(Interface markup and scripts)
>>>>

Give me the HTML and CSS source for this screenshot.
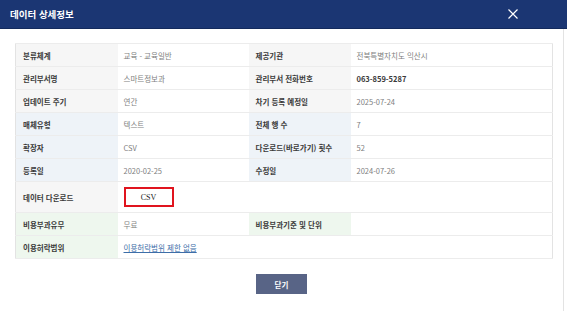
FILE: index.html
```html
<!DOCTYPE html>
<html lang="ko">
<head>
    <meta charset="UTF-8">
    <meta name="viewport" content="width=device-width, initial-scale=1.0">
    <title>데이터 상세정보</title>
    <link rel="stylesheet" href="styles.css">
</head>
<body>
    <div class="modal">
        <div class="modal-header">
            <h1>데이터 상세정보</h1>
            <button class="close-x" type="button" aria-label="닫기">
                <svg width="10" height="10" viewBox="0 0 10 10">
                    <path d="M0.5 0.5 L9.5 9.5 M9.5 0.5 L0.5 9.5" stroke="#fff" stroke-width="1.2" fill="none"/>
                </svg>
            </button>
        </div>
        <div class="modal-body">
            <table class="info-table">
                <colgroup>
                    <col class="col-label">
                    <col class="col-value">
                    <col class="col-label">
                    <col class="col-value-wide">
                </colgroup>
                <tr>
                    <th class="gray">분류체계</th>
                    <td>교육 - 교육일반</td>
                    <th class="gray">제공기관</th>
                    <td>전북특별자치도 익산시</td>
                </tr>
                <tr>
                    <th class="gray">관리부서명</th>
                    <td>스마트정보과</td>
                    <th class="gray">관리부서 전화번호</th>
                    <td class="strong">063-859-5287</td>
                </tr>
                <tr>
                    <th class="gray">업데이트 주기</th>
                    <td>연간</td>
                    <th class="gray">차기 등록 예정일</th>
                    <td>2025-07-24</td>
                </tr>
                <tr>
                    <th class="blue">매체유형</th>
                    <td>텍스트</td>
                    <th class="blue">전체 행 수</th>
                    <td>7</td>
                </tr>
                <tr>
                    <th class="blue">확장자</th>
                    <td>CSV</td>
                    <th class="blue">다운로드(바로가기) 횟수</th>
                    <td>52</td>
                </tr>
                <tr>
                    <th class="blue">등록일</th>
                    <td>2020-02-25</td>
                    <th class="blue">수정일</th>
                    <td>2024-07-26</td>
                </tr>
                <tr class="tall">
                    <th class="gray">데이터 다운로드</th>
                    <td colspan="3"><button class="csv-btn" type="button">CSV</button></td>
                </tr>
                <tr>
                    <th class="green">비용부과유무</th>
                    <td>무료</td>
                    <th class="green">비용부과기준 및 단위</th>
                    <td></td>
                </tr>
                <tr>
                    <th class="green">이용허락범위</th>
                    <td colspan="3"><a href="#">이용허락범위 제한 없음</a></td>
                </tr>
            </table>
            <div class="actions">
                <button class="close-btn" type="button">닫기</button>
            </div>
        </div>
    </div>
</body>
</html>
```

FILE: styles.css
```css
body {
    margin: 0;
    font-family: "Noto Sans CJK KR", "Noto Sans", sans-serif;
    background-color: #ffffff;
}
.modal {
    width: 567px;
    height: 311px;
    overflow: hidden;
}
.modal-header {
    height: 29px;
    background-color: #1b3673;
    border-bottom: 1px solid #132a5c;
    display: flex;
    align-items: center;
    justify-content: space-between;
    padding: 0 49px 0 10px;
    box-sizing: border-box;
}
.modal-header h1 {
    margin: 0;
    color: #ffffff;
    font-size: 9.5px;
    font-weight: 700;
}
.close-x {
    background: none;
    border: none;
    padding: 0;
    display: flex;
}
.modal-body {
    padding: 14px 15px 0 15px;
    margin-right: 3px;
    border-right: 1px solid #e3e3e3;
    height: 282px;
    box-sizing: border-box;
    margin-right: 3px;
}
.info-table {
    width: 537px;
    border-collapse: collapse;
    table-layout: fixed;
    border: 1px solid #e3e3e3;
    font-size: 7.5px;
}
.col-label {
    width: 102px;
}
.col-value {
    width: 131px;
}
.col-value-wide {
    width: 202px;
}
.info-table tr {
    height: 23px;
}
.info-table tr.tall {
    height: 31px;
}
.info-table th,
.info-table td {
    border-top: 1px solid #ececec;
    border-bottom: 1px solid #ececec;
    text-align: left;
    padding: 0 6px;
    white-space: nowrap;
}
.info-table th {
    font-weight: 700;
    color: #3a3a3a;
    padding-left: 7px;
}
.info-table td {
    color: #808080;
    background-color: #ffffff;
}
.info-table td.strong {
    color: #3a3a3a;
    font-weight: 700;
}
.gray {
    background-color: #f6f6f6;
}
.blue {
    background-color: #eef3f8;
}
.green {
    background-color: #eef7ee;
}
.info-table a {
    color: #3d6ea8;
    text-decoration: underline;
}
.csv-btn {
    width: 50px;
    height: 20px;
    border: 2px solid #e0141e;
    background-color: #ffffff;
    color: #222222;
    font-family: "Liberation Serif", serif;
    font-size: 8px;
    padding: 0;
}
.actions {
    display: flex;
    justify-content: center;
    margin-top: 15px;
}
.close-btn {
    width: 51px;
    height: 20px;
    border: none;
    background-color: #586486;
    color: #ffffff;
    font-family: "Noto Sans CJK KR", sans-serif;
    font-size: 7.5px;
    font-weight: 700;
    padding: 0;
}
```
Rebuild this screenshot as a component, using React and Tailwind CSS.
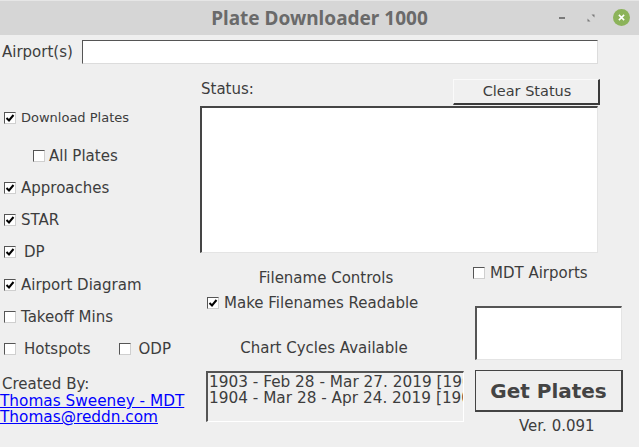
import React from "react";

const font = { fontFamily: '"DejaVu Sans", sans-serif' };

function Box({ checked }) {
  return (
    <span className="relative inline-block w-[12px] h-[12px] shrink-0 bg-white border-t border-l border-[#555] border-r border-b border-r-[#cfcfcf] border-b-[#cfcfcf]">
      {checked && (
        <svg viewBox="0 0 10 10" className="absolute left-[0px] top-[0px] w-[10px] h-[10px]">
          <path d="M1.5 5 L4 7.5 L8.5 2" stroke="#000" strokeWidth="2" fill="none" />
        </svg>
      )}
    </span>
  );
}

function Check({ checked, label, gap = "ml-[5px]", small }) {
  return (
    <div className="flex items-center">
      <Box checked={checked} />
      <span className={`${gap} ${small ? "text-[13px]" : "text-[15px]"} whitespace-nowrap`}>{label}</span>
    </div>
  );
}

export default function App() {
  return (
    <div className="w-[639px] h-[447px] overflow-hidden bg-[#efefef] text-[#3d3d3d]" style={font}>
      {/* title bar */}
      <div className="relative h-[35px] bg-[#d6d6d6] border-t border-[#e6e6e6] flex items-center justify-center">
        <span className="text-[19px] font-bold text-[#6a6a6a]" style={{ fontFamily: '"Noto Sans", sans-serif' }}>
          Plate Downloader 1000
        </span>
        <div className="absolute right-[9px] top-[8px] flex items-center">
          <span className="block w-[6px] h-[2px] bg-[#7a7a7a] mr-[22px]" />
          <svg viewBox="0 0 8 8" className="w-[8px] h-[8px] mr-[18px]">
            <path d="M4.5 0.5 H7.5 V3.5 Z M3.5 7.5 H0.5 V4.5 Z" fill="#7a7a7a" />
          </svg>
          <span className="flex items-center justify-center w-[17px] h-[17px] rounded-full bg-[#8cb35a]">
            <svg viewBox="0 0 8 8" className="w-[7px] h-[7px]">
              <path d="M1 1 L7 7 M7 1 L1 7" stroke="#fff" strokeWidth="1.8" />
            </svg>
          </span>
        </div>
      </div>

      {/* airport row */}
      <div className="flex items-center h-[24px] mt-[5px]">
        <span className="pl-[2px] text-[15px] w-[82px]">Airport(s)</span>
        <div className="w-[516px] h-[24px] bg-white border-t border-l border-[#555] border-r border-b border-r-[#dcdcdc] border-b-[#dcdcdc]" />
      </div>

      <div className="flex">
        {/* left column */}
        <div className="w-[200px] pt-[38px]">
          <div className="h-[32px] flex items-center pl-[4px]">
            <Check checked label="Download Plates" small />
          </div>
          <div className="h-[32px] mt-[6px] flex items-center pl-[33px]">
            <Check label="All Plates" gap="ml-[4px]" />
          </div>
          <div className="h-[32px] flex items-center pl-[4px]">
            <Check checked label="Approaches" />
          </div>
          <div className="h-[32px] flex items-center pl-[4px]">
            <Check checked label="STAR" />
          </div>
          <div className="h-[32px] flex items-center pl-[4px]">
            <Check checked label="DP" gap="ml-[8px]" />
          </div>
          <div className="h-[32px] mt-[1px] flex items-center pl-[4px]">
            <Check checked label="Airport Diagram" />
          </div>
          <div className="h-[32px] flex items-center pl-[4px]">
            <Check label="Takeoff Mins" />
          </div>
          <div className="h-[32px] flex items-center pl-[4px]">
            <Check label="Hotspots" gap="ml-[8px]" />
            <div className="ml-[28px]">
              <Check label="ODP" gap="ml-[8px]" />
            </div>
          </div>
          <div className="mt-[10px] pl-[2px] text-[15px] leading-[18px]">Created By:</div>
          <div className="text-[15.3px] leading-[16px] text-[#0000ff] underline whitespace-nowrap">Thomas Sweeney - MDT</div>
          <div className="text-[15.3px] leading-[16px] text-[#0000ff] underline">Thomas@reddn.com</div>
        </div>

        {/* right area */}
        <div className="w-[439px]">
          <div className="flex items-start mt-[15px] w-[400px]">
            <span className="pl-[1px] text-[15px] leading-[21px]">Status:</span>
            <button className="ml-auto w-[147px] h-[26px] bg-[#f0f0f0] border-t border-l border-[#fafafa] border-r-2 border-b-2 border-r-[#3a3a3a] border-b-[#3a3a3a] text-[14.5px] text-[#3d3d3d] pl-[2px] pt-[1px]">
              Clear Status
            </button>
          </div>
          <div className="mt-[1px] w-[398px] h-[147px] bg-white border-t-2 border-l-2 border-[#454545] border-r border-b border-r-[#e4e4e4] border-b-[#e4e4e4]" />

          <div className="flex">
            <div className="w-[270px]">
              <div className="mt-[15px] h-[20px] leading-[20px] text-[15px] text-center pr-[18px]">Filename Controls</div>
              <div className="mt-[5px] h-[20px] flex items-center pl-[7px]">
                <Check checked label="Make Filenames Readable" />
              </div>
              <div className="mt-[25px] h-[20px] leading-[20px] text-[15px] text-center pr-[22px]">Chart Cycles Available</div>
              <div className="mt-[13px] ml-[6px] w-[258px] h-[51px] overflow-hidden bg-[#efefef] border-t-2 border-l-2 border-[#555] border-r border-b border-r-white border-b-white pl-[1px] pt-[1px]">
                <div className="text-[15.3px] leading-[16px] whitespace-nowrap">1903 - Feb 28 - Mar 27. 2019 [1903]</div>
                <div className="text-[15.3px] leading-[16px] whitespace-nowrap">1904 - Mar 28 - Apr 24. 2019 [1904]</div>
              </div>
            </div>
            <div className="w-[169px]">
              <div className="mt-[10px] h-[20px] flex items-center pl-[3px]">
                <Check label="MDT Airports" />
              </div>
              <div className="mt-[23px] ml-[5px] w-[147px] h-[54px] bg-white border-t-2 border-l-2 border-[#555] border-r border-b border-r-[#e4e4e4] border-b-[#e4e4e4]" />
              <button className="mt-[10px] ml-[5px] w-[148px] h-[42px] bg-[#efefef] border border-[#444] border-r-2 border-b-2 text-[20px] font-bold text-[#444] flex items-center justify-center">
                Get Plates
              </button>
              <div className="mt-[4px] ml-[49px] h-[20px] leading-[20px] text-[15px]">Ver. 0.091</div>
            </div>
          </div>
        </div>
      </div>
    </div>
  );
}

<<<<

## AIM OF THE EXERCISE
Read through the lines above and collect those that contain the string "this".

## TASK RESPONSE
Give me the HTML and CSS source for this screenshot.
Rebuild this screenshot as a component, using React and Tailwind CSS.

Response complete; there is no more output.